You know, I had a poignant illustration of that in my own life one time. I was in Kharkov, a great heavy machinery city, industrial city, of Russia. They build their tanks there; they have their vast industrial complexes in Kharkov. I was in Kharkov and as you know, the Soviet government takes the church, and if it’s possible they will put it out on the edge of town, behind a wall, just in any way to persecute it and hide it away. Well, I went to the church, the Baptist church, in Kharkov. And on the edge of town and behind a wall, why, I came to see the Baptist people in the city of Kharkov, and when we went in to the door of the wall, the pastor had his congregation with him. And when we appeared, why, the pastor stepped out of the front of the church, and he was followed by his deacons, and they were followed by the people of the congregation; their wives, and their children, and their little ones. And as we walked through that large area behind the wall, why, he was leading his people, walking in front of his people toward us. Well, walking by my side was the Intourist guide, the state assigned guide of the Russian government.
So as we walked along, facing the coming of that pastor and his people, the guide said to me, he said, “Look at them! Look at them, look how poor they are and look how ignorant they are, such trash”; and spoke in such contempt. I turned toward him and said, “But these are my people, I am one of them, and I want to be numbered as one of them. Poor, ignorant trash? They are God’s people! They are my Baptist brothers and sisters, they are my Christians in the blood, in the faith, in the Lord. They belong to me, and I belong to them.” That’s where my name is inscribed and my life is invested, with the people of God. That’s what it is to be a Christian; that’s what it is, saving faith [Acts 20:21]:
By faith Moses forsook the blandishments, and pleasures, and sins, and allurements of Egypt, choosing rather to suffer affliction with the people of God; for he endured, as seeing Him that is invisible.
[Hebrews 11:24-27]
Now put them both together [Acts 20:21]: Repentance is, “I have turned my back to the world, and I am turning toward God.” That’s repentance, “I’ve changed.” And faith is, “I’m moving out.
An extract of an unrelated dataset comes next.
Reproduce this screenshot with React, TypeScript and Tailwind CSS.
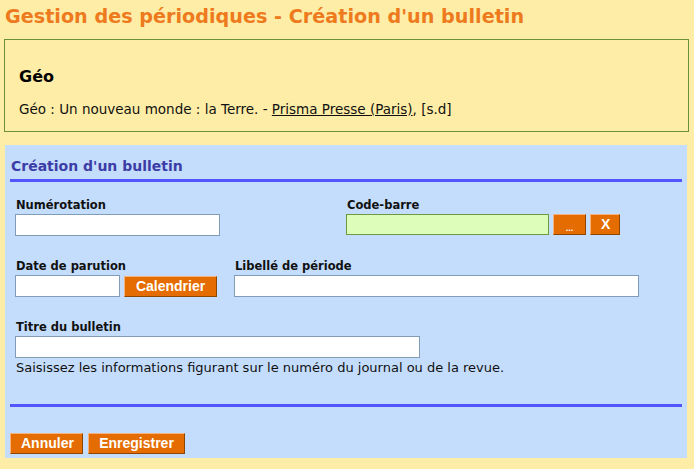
import React from "react";

const btn =
  "bg-[#E46C00] text-white font-bold text-[14px] leading-[17px] h-[21px] px-[10px] border border-t-[#F5B27C] border-l-[#F5B27C] border-r-[#8E4500] border-b-[#8E4500] [font-family:'Liberation_Sans',Arial,sans-serif]";

const input = "h-[22px] bg-white border border-[#7F9DB9] block";

const label = "block text-[11.5px] leading-[16px] font-bold text-[#111]";

export default function App() {
  return (
    <div className="min-h-[469px] w-[694px] bg-[#FEEDA6] pt-[5px] [font-family:'DejaVu_Sans',Verdana,sans-serif] text-black overflow-hidden">
      <h1 className="pl-[5px] text-[19.2px] leading-[24px] font-bold text-[#EE7A1E]">
        Gestion des périodiques - Création d'un bulletin
      </h1>
      <div className="mt-[10px] ml-[4px] mr-[5px] border border-[#6B8E3A] pl-[14px] pt-[27px] pb-[14px]">
        <h3 className="text-[16px] leading-[20px] font-bold">Géo</h3>
        <p className="mt-[14px] text-[13.5px] leading-[16px] text-[#111]">
          Géo : Un nouveau monde : la Terre. -{" "}
          <span className="underline">Prisma Presse (Paris)</span>, [s.d]
        </p>
      </div>
      <div className="mt-[13px] ml-[5px] mr-[7px] bg-[#C4DDFD] pt-[11px] pl-[5px] pr-[5px] pb-[4px]">
        <h2 className="pl-[1px] text-[14px] leading-[20px] font-bold text-[#3C3CA6] pb-[3px] border-b-[3px] border-[#5555FF]">
          Création d'un bulletin
        </h2>
        <div className="pl-[5px]">
          <div className="mt-[15px] flex">
            <div className="w-[331px]">
              <label className={label + " pl-[1px] mb-px"}>Numérotation</label>
              <input className={input + " w-[205px]"} />
            </div>
            <div>
              <label className={label + " pl-[1px] mb-px"}>Code-barre</label>
              <div className="flex items-center gap-[4px]">
                <input className="h-[21px] w-[203px] bg-[#DDFEBA] border border-[#6E9A3F] block" />
                <button className={btn + " w-[33px] px-0"}>
                  <span className="text-[9px] relative top-[3px]">...</span>
                </button>
                <button className={btn + " w-[30px] px-0"}>X</button>
              </div>
            </div>
          </div>
          <div className="mt-[22px] flex items-end">
            <div>
              <label className={label + " pl-[1px] mb-px"}>Date de parution</label>
              <div className="flex items-center gap-[4px]">
                <input className={input + " w-[105px]"} />
                <button className={btn + " w-[93px] px-0"}>Calendrier</button>
              </div>
            </div>
            <div className="ml-[17px]">
              <label className={label + " pl-[1px] mb-px"}>Libellé de période</label>
              <input className={input + " w-[405px]"} />
            </div>
          </div>
          <div className="mt-[22px]">
            <label className={label + " pl-[1px] mb-px"}>Titre du bulletin</label>
            <input className={input + " w-[405px]"} />
            <p className="mt-[2px] pl-[1px] text-[13px] leading-[16px] text-[#111]">
              Saisissez les informations figurant sur le numéro du journal ou de la revue.
            </p>
          </div>
        </div>
        <div className="mt-[28px] h-[3px] bg-[#5555FF]" />
        <div className="mt-[26px] flex gap-[5px]">
          <button className={btn + " w-[73px] px-0"}>Annuler</button>
          <button className={btn + " w-[97px] px-0"}>Enregistrer</button>
        </div>
      </div>
    </div>
  );
}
I’m coming down that aisle. I am walking down that stairway. I am placing my heart, and my life, and my love, and my devotion with the people of God. I want to be numbered with them. And when they go to heaven, I want to be raptured with them [1 Thessalonians 4:16-17]. All of the trials they endure, I want to share it with them [Hebrews 11:224-27]. I want to be one. I want to belong to the family of God.” That’s how it is God saves us. And that is our humble appeal to your heart this morning.
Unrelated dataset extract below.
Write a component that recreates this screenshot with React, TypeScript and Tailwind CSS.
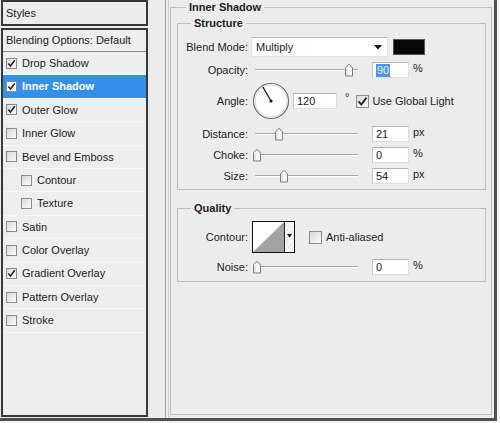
import React from "react";

type Item = { label: string; checked?: boolean; active?: boolean; indent?: boolean };

const items: Item[] = [
  { label: "Drop Shadow", checked: true },
  { label: "Inner Shadow", checked: true, active: true },
  { label: "Outer Glow", checked: true },
  { label: "Inner Glow" },
  { label: "Bevel and Emboss" },
  { label: "Contour", indent: true },
  { label: "Texture", indent: true },
  { label: "Satin" },
  { label: "Color Overlay" },
  { label: "Gradient Overlay", checked: true },
  { label: "Pattern Overlay" },
  { label: "Stroke" },
];

function CheckBox({ checked, big, white }: { checked?: boolean; big?: boolean; white?: boolean }) {
  return (
    <span
      className={`flex shrink-0 items-center justify-center border border-[#8b8b8b] ${
        big ? "h-[13px] w-[13px]" : "h-[11px] w-[11px]"
      } ${white ? "bg-white" : "bg-linear-to-br from-[#d9d9d9] to-[#fbfbfb]"}`}
    >
      {checked && (
        <svg width={big ? 11 : 9} height={big ? 11 : 9} viewBox="0 0 9 9">
          <path d="M1.3 4.4 L3.5 7 L7.8 1.3" fill="none" stroke="#1d2430" strokeWidth="1.5" />
        </svg>
      )}
    </span>
  );
}

function Slider({ thumb }: { thumb: number }) {
  return (
    <div className="relative ml-[0px] h-[16px] w-[106px] shrink-0">
      <div className="absolute left-[3px] right-0 top-[7px] h-px bg-[#a8a8a8] shadow-[0_1px_0_#ffffff]" />
      <svg className="absolute top-[1px]" style={{ left: thumb - 5 }} width="10" height="14" viewBox="0 0 10 14">
        <path d="M1.5 13 V5 L5 1.2 L8.5 5 V13 Z" fill="#f7f7f7" stroke="#7c7c7c" strokeWidth="1" />
        <path d="M3 12 V6" stroke="#d0d0d0" strokeWidth="1" />
      </svg>
    </div>
  );
}

function NumBox({ value, w = "w-[37px]", selected }: { value: string; w?: string; selected?: boolean }) {
  return (
    <div
      className={`flex h-[16px] ${w} shrink-0 items-center border border-[#dedede] border-t-[#b4b4b4] border-l-[#c4c4c4] bg-white pl-[3px]`}
    >
      {selected ? (
        <span className="bg-[#4c98e6] px-[1px] leading-[13px] text-[#dfeeff]">{value}</span>
      ) : (
        <span className="leading-[13px]">{value}</span>
      )}
    </div>
  );
}

function SliderRow({ label, thumb, value, unit, selected, mt }: { label: string; thumb: number; value: string; unit: string; selected?: boolean; mt: string }) {
  return (
    <div className={`flex h-[16px] items-center ${mt}`}>
      <span className="w-[70px] shrink-0 text-right">{label}</span>
      <span className="ml-[4px]">
        <Slider thumb={thumb} />
      </span>
      <span className="ml-[14px]">
        <NumBox value={value} selected={selected} />
      </span>
      <span className="ml-[4px] -mt-[3px]">{unit}</span>
    </div>
  );
}

export default function App() {
  return (
    <div className="h-[423px] w-[500px] bg-[#f3f3f3] font-['Liberation_Sans',Arial,sans-serif] text-[11px] text-[#1c1c1c]">
      <div className="flex h-[421px] w-[497px] border-b-[3px] border-r-[3px] border-[#505050] bg-[#ececec]">
        {/* Left panel */}
        <div className="ml-[1px] flex h-[417px] w-[147px] flex-col">
          <div className="flex h-[26px] items-center border-2 border-[#383838] pl-[3px]">Styles</div>
          <div className="mt-[2px] flex-1 border-2 border-[#383838] bg-[#eeeeee]">
            <div className="flex h-[22px] items-center border-b border-[#8a8a8a] pl-[3px]">Blending Options: Default</div>
            {items.map((it) => (
              <div
                key={it.label}
                className={`flex h-[23.4px] items-center gap-[5px] border-b border-[#f7f7f7] ${
                  it.indent ? "pl-[18px]" : "pl-[3px]"
                } ${it.active ? "bg-[#3390ea] font-bold text-white" : ""}`}
              >
                <CheckBox checked={it.checked} white={it.active} />
                <span>{it.label}</span>
              </div>
            ))}
          </div>
        </div>

        {/* Right area */}
        <div className="ml-[17px] h-full border-l border-[#a2a2a2] pl-[2px]">
          <div className="h-full border-l border-[#cfcfcf] pl-[1px]">
            <fieldset className="h-[415px] w-[322px] border border-[#bdbdbd] pl-[6px] pr-[5px]">
              <legend className="ml-[9px] px-[3px] font-bold leading-[14px]">Inner Shadow</legend>

              <fieldset className="mt-[2px] border border-[#bdbdbd] pb-[5px]">
                <legend className="ml-[13px] px-[3px] font-bold leading-[14px]">Structure</legend>

                {/* Blend mode */}
                <div className="mt-[7px] flex h-[20px] items-center">
                  <span className="w-[70px] shrink-0 text-right">Blend Mode:</span>
                  <div className="ml-[3px] flex h-[20px] w-[137px] items-center justify-between border border-[#e2e2e2] border-t-[#b8b8b8] bg-white pl-[4px] pr-[5px]">
                    <span>Multiply</span>
                    <svg width="8" height="5" viewBox="0 0 8 5">
                      <path d="M0 0 H8 L4 4.5 Z" fill="#111" />
                    </svg>
                  </div>
                  <div className="ml-[5px] h-[16px] w-[32px] border border-[#555] bg-[#080808]" />
                </div>

                <SliderRow label="Opacity:" thumb={97} value="90" unit="%" selected mt="mt-[5px]" />

                {/* Angle */}
                <div className="mt-[4px] flex h-[38px] items-center">
                  <span className="w-[70px] shrink-0 text-right">Angle:</span>
                  <svg className="ml-[4px] shrink-0" width="38" height="38" viewBox="0 0 38 38">
                    <circle cx="19" cy="19" r="17.5" fill="#fdfdfd" stroke="#6f6f6f" strokeWidth="1.2" />
                    <circle cx="19" cy="19" r="16" fill="none" stroke="#d8d8d8" strokeWidth="1" />
                    <line x1="19" y1="19" x2="10.8" y2="4.8" stroke="#222" strokeWidth="1.3" />
                    <circle cx="19" cy="19" r="1.6" fill="#111" />
                  </svg>
                  <span className="ml-[3px]">
                    <NumBox value="120" w="w-[44px]" />
                  </span>
                  <span className="ml-[8px] -mt-[8px]">°</span>
                  <span className="ml-[7px]">
                    <CheckBox checked big />
                  </span>
                  <span className="ml-[3px]">Use Global Light</span>
                </div>

                <SliderRow label="Distance:" thumb={27} value="21" unit="px" mt="mt-[6px]" />
                <SliderRow label="Choke:" thumb={5} value="0" unit="%" mt="mt-[5px]" />
                <SliderRow label="Size:" thumb={32} value="54" unit="px" mt="mt-[5px]" />
              </fieldset>

              <fieldset className="mt-[11px] border border-[#bdbdbd] pb-[6px]">
                <legend className="ml-[13px] px-[3px] font-bold leading-[14px]">Quality</legend>

                <div className="mt-[6px] flex h-[32px] items-center">
                  <span className="w-[70px] shrink-0 text-right">Contour:</span>
                  <svg className="ml-[4px] shrink-0" width="43" height="32" viewBox="0 0 43 32">
                    <rect x="0.5" y="0.5" width="42" height="31" fill="#ffffff" stroke="#111" />
                    <polygon points="1,31 32,1 32,31" fill="#a3a3a3" />
                    <line x1="32.5" y1="0.5" x2="32.5" y2="31.5" stroke="#222" />
                    <rect x="33" y="1" width="9" height="30" fill="#f4f4f4" />
                    <path d="M34 4h1M37 6h1M35 9h1M39 11h1M34 21h1M38 24h1M36 27h1M40 18h1" stroke="#c8c8c8" />
                    <path d="M35 13 H40 L37.5 16.5 Z" fill="#111" />
                  </svg>
                  <span className="ml-[14px]">
                    <CheckBox big />
                  </span>
                  <span className="ml-[4px]">Anti-aliased</span>
                </div>

                <SliderRow label="Noise:" thumb={5} value="0" unit="%" mt="mt-[6px]" />
              </fieldset>
            </fieldset>
          </div>
        </div>
      </div>
    </div>
  );
}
“This day, this day, I am moving out for God. This day I am turning, facing the Lord. This day I am coming into the ark of Jesus. This day I am numbered among those who love the Lord, put my name on that church roll, put my name in that Book of Life in heaven [Revelation 20:12, 15, 21:27]. I’m one of you. I am following the Lord.”
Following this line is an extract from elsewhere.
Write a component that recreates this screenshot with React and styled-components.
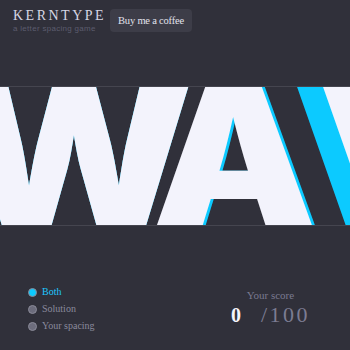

If you will, when we sing this invitation hymn, come and stand by me. “Pastor, I have decided,” isn’t that what we are preaching about? That’s repentance:
I have decided to follow Jesus
The world behind me,
the cross before me
No turning back
[“I Have Decided to Follow Jesus,” S. Sundar Singh]
I have decided. That is repentance! And faith is, “Count me in, pastor, I’m one of you” [Acts 20:21]. To bring your family, to bring your sweetheart or your wife, or just one somebody you, while we sing the appeal, make that decision now [Romans 10:9-13], while we stand and while we sing.